A Marketing Services Agreement is a legally binding written contract between a marketing agency, digital marketing consultant, or advertising freelancer and a client business. It defines the terms on which marketing campaigns will be planned, executed, and managed — including the scope of work, key deliverables, approval process, performance metrics, fee structure, intellectual property rights, and termination conditions.
In Australia, marketing agreements are governed by contract law and the Australian Consumer Law (ACL), which is Schedule 2 of the Competition and Consumer Act 2010 (Cth). The ACL implies non-excludable guarantees that services will be performed with due care and skill and be fit for any specified purpose. The agreement must be consistent with these statutory requirements.
A well-drafted Marketing Services Agreement protects the agency by clearly defining the scope of engagement so that expectations are aligned and scope creep is managed. It protects the client by recording exactly what deliverables will be produced, what metrics will be reported, and who will own the creative work once the campaign concludes.
This template is suitable for digital marketing campaigns, social media management and advertising, search engine optimisation (SEO), content marketing, Google Ads and Meta Ads management, email marketing, brand strategy, and public relations across all Australian states and territories.
When Do You Need a Marketing Services Agreement (Australia)?
A Marketing Services Agreement should be used whenever a business engages an external marketing agency, consultant, or freelancer to plan or execute marketing activities on its behalf. Verbal agreements and informal email exchanges are legally binding in Australia but difficult to enforce because the agreed scope and deliverables are often disputed.
This agreement is particularly important when: a business is retaining an agency for ongoing monthly marketing services; a campaign involves significant paid advertising spend that the agency will manage; the campaign will produce creative works such as videos, designs, or copy where IP ownership is relevant; the agency will have access to the client's branding materials, customer data, or advertising accounts; and when the client needs to approve campaign materials before publication to manage misleading advertising risk.
For agencies, a signed agreement before commencing work protects against non-payment, scope disputes, and claims arising from client-approved content. For clients, it ensures accountability for deliverables and protects ownership of campaign assets.
All Australian businesses — regardless of size — should use a written Marketing Services Agreement whenever engaging an external marketing partner. The agreement should be signed before work commences and any advertising spend is authorised.
What to Include in Your Marketing Services Agreement (Australia)
A comprehensive Australian Marketing Services Agreement should include the following key elements:
Campaign scope and deliverables: A precise description of all services included — platforms managed, content types produced, reporting frequency, and any services explicitly excluded. Vague scope is the most common source of disputes.

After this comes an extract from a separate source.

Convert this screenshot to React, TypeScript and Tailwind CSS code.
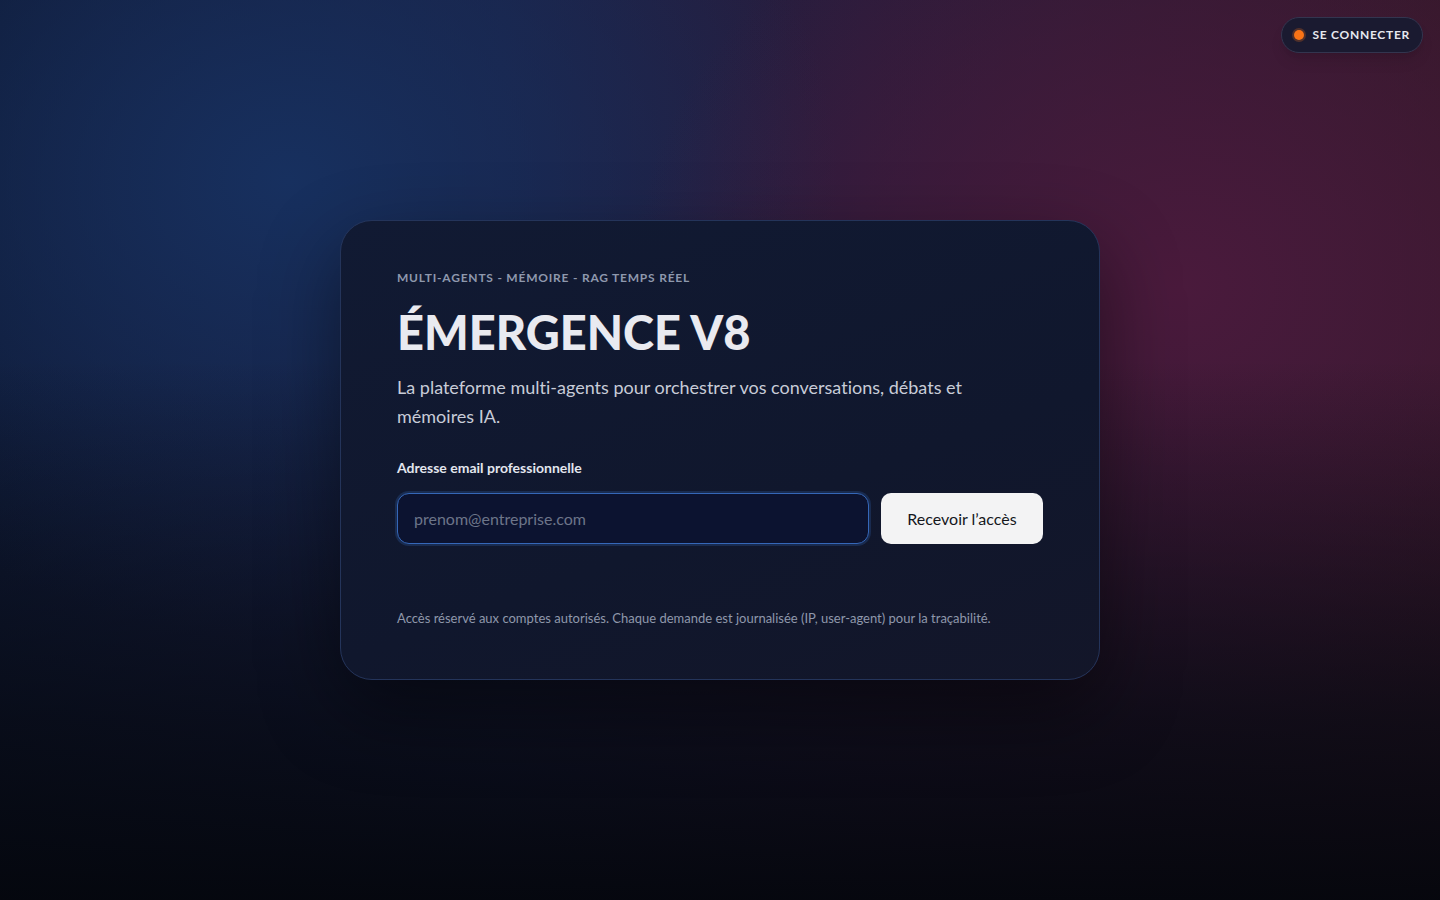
export default function App() {
  return (
    <div
      className="relative min-h-screen w-full overflow-hidden bg-[linear-gradient(90deg,#0f1a36_0%,#1b2145_35%,#2a1c3c_60%,#331829_100%)] flex items-center justify-center [font-variant-ligatures:none]"
      style={{ fontFamily: 'Lato, "Noto Sans", sans-serif' }}
    >
      <div className="pointer-events-none absolute inset-0 bg-[radial-gradient(ellipse_45%_60%_at_20%_20%,#17305f_0%,rgba(23,48,95,0.4)_50%,transparent_85%)]" />
      <div className="pointer-events-none absolute inset-0 bg-[radial-gradient(ellipse_45%_60%_at_82%_32%,#4a1a3c_0%,rgba(74,26,60,0.45)_50%,transparent_85%)]" />
      <div className="pointer-events-none absolute inset-0 bg-[linear-gradient(180deg,transparent_0%,transparent_40%,rgba(6,8,16,0.75)_80%,rgba(4,6,12,0.95)_100%)]" />

      <button className="absolute right-[17px] top-[17px] flex h-[36px] items-center gap-[9px] rounded-full border border-[#33354f] bg-[#1a1a30] pl-[12px] pr-[12px] text-[12px] font-bold tracking-[0.06em] text-[#e6e8ef] shadow-lg">
        <span className="h-[10px] w-[10px] rounded-full bg-[#f97316] ring-2 ring-[#f97316]/25" />
        SE CONNECTER
      </button>

      <div className="relative w-[760px] rounded-[32px] border border-[#24345a] bg-[linear-gradient(160deg,#111a33_0%,#10172d_60%,#131629_100%)] px-[56px] pb-[50px] pt-[48px] shadow-[0_30px_80px_rgba(0,0,0,0.45)]">
        <p className="text-[12px] font-bold uppercase tracking-[0.065em] text-[#8e98ad]">
          Multi-agents - Mémoire - RAG temps réel
        </p>
        <h1 className="mt-[20px] text-[47px] font-black leading-[1.1] text-[#e9eaf0]">
          ÉMERGENCE V8
        </h1>
        <p className="mt-[14px] text-[18px] leading-[29px] text-[#c8ccd8]">
          La plateforme multi-agents pour orchestrer vos conversations, débats et mémoires IA.
        </p>

        <label className="mt-[26px] block text-[14px] font-bold text-[#e3e6ee]">
          Adresse email professionnelle
        </label>
        <div className="mt-[15px] flex gap-[12px]">
          <input
            type="email"
            placeholder="prenom@entreprise.com"
            className="h-[51px] flex-1 rounded-[12px] border border-[#3567b8] bg-[#0c1330] px-[16px] text-[16px] text-[#e3e6ee] outline-none ring-2 ring-[#3567b8]/25 placeholder:text-[#6c7589]"
          />
          <button className="h-[51px] w-[162px] rounded-[10px] bg-[#f3f3f4] text-[16px] text-[#15171c]">
            Recevoir l’accès
          </button>
        </div>

        <p className="mt-[65px] text-[13px] text-[#8f98ab]">
          Accès réservé aux comptes autorisés. Chaque demande est journalisée (IP, user-agent) pour la traçabilité.
        </p>
      </div>
    </div>
  );
}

Client approval process: How and within what timeframe the client will review and approve campaign materials before publication. A deemed approval mechanism (e.g., silence after 5 business days) helps agencies maintain campaign momentum.
Performance metrics and KPIs: Where measurable targets are agreed, they should be listed — with a clear disclaimer that marketing results are not guaranteed due to factors outside the agency's control.
Fees and advertising spend: The agency's service fee, whether GST is included or additional, the billing frequency, and the client's authorised third-party advertising budget. These must be clearly separated.
Payment terms: The number of days after invoice date by which payment is due, and the consequences of late payment including interest and suspension of services.
Intellectual property ownership: Whether creative works are assigned to the client on full payment (under the Copyright Act 1968 (Cth)) or licensed to the client for agreed campaign use.
ACL compliance and misleading advertising: Client warranties that approved content is accurate, and an indemnity from client to agency for claims arising from client-approved misleading content.
Privacy and data handling: Obligations under the Privacy Act 1988 (Cth) and the Australian Privacy Principles for handling personal information collected through digital marketing activities.
Term and termination: The initial contract term, the notice period for termination after the initial term, and the consequences of early termination including cancellation fees.
Governing law: The Australian state or territory whose laws govern the agreement.